» **WORK TO COMPLETE**
Identify all lines in the listing that include the word "React", and copy them out.

» **THE INPUT**
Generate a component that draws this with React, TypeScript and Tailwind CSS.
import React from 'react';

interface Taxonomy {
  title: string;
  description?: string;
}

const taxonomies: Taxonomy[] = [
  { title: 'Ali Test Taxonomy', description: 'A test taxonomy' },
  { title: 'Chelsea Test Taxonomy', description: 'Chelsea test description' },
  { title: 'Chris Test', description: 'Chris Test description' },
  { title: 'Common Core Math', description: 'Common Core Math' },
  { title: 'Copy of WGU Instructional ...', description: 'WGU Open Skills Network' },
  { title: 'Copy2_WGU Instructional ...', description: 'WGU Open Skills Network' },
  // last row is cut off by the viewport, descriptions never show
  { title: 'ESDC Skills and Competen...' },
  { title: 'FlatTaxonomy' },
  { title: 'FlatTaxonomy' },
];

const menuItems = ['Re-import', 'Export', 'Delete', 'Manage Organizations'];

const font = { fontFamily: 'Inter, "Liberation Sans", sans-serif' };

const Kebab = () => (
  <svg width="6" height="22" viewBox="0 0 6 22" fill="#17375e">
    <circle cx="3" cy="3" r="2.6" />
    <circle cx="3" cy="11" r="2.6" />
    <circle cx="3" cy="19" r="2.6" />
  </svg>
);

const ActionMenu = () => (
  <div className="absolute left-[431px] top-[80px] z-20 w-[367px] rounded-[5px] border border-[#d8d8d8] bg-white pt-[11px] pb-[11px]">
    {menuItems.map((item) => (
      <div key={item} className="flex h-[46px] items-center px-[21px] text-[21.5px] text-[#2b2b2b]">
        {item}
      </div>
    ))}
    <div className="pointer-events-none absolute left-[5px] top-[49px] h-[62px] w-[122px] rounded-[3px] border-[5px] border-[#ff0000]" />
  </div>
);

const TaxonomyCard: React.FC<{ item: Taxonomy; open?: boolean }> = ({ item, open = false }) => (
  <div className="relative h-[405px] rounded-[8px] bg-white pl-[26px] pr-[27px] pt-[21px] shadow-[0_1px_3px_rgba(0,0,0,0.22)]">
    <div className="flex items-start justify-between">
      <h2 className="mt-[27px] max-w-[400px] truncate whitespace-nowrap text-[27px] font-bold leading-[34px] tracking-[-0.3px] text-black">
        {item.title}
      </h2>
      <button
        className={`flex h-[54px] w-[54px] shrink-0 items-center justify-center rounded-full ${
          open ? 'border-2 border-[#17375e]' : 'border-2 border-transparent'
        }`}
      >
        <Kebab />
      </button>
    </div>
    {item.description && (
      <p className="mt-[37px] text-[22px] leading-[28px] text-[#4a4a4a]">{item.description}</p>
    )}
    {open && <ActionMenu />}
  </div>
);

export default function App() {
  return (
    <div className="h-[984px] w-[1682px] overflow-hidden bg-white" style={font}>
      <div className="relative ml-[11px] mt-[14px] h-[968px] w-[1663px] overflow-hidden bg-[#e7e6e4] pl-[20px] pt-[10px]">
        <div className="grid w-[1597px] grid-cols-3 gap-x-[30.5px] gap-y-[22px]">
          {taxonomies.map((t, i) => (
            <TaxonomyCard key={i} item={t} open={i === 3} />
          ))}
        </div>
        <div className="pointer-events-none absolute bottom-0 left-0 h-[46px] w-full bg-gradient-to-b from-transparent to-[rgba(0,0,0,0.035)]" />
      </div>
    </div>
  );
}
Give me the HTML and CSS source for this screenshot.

» **THE RESPONSE**
Generate a component that draws this with React, TypeScript and Tailwind CSS.
import React from 'react';
const TaxonomyCard: React.FC<{ item: Taxonomy; open?: boolean }> = ({ item, open = false }) => (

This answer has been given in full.